Au regard de ces éléments, il sera accordé à M. [P] les sommes suivantes :
– 5.000 € au titre de l’indemnité de préavis augmentée de la somme de 500 € de congés payés afférents,
– 17.500 € à titre d’indemnité de licenciement, non utilement contesté par l’employeur,
– 30.000 € de dommages et intérêts pour licenciement sans cause réelle et sérieuse.
Sur les autres demandes
S’agissant d’un salarié de plus de deux ans d’ancienneté et d’une entreprise employant au moins 11 salariés, il y a lieu de faire application de l’article L. 1235-4 du code du travail dans les conditions fixées au dispositif.

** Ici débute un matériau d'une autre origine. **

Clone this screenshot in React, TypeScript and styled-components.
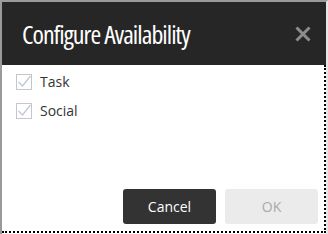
import styled, { createGlobalStyle } from "styled-components";

const GlobalStyle = createGlobalStyle`
  html, body {
    margin: 0;
    padding: 0;
    background: #fff;
  }
  body {
    font-family: "Open Sans", "Liberation Sans", sans-serif;
  }
`;

const Dialog = styled.div`
  width: 328px;
  height: 234px;
  box-sizing: border-box;
  display: flex;
  flex-direction: column;
  border-left: 2px solid #9a9a9a;
  border-top: 2px solid #9a9a9a;
  border-right: 2px solid #e6e6e6;
  background: #fff;
`;

const Header = styled.div`
  height: 63px;
  background: #262626;
  display: flex;
  align-items: center;
  justify-content: space-between;
  padding: 0 14px 0 20px;
  flex-shrink: 0;
`;

const Title = styled.h2`
  margin: 0;
  color: #fff;
  font-family: "Open Sans", sans-serif;
  font-stretch: 75%;
  font-weight: 400;
  font-size: 26px;
  letter-spacing: -0.95px;
`;

const CloseButton = styled.button`
  background: none;
  border: none;
  padding: 0;
  width: 18px;
  height: 18px;
  display: flex;
  align-items: center;
  justify-content: center;
  cursor: pointer;
`;

const Body = styled.div`
  flex: 1;
  display: flex;
  flex-direction: column;
  border-right: 2px dotted #000;
  border-bottom: 2px dotted #000;
  margin-bottom: 1px;
`;

const Options = styled.div`
  flex: 1;
  display: flex;
  flex-direction: column;
  gap: 10px;
  padding: 7px 14px;
`;

const Option = styled.label`
  display: flex;
  align-items: center;
  gap: 8px;
  font-size: 14px;
  color: #333;
`;

const Box = styled.span`
  width: 14px;
  height: 14px;
  border: 1px solid #c6c6c6;
  display: flex;
  align-items: center;
  justify-content: center;
  background: #fff;
`;

const Footer = styled.div`
  display: flex;
  justify-content: flex-end;
  gap: 9px;
  padding: 0 6px 7px 0;
`;

const Button = styled.button<{ $primary?: boolean }>`
  width: 93px;
  height: 35px;
  border: none;
  border-radius: 3px;
  font-family: "Open Sans", sans-serif;
  font-size: 14px;
  background: ${(p) => (p.$primary ? "#333" : "#ebebeb")};
  color: ${(p) => (p.$primary ? "#fff" : "#a9a9a9")};
  cursor: ${(p) => (p.$primary ? "pointer" : "default")};
`;

const Check = () => (
  <svg width="14" height="14" viewBox="0 0 14 14">
    <path d="M1.5 7 L5.5 11 L13.5 1" fill="none" stroke="#bcc8d8" strokeWidth="1.3" />
  </svg>
);

const options = ["Task", "Social"];

export default function App() {
  return (
    <>
      <GlobalStyle />
      <Dialog>
        <Header>
          <Title>Configure Availability</Title>
          <CloseButton aria-label="Close">
            <svg width="16" height="16" viewBox="0 0 16 16">
              <path d="M1.5 1.5 L14.5 14.5 M14.5 1.5 L1.5 14.5" stroke="#8c8c8c" strokeWidth="3" />
            </svg>
          </CloseButton>
        </Header>
        <Body>
          <Options>
            {options.map((o) => (
              <Option key={o}>
                <Box>
                  <Check />
                </Box>
                {o}
              </Option>
            ))}
          </Options>
          <Footer>
            <Button $primary>Cancel</Button>
            <Button disabled>OK</Button>
          </Footer>
        </Body>
      </Dialog>
    </>
  );
}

L’équité et la situation des parties commandent qu’il soit fait droit à la demande de M. [P] sur le fondement de l’article 700 du code de procédure civile à hauteur de 1.500 €.
PAR CES MOTIFS :
La cour, statuant publiquement par arrêt contradictoire, mis à disposition :
Infirme le jugement déféré sauf dans ses dispositions relatives à la demande reconventionnelle de la SAS Neoparts Fia Littoral ;
Statuant à nouveau sur les chefs infirmés :
Dit que le licenciement de M. [O] [P] est sans cause réelle et sérieuse,
Condamne la SAS Neoparts Fia Littoral à payer à M. [O] [P] les sommes suivantes :
– 5.000 € au titre de l’indemnité de préavis augmentée de la somme de 500 € de congés payés afférents,
– 17.500 € à titre d’indemnité de licenciement,
– 30.000 € de dommages et intérêts pour licenciement sans cause réelle et sérieuse,
– 1.500 € sur le fondement de l’article 700 du code de procédure civile,
Ordonne le remboursement la SAS Neoparts Fia Littoral à Pôle emploi des indemnités de chômage payées à M. [O] [P] du jour de son licenciement dans la limite de six mois d’indemnités et dit que conformément à l’article R.1235-2 du code du travail, une copie certifiée conforme de l’arrêt sera transmise par le Greffe au Pôle-Emploi correspondant au domicile du salarié ;
Déboute les parties de leurs demandes plus amples ou contraires;
Condamne la SAS Neoparts Fia Littoral aux dépens.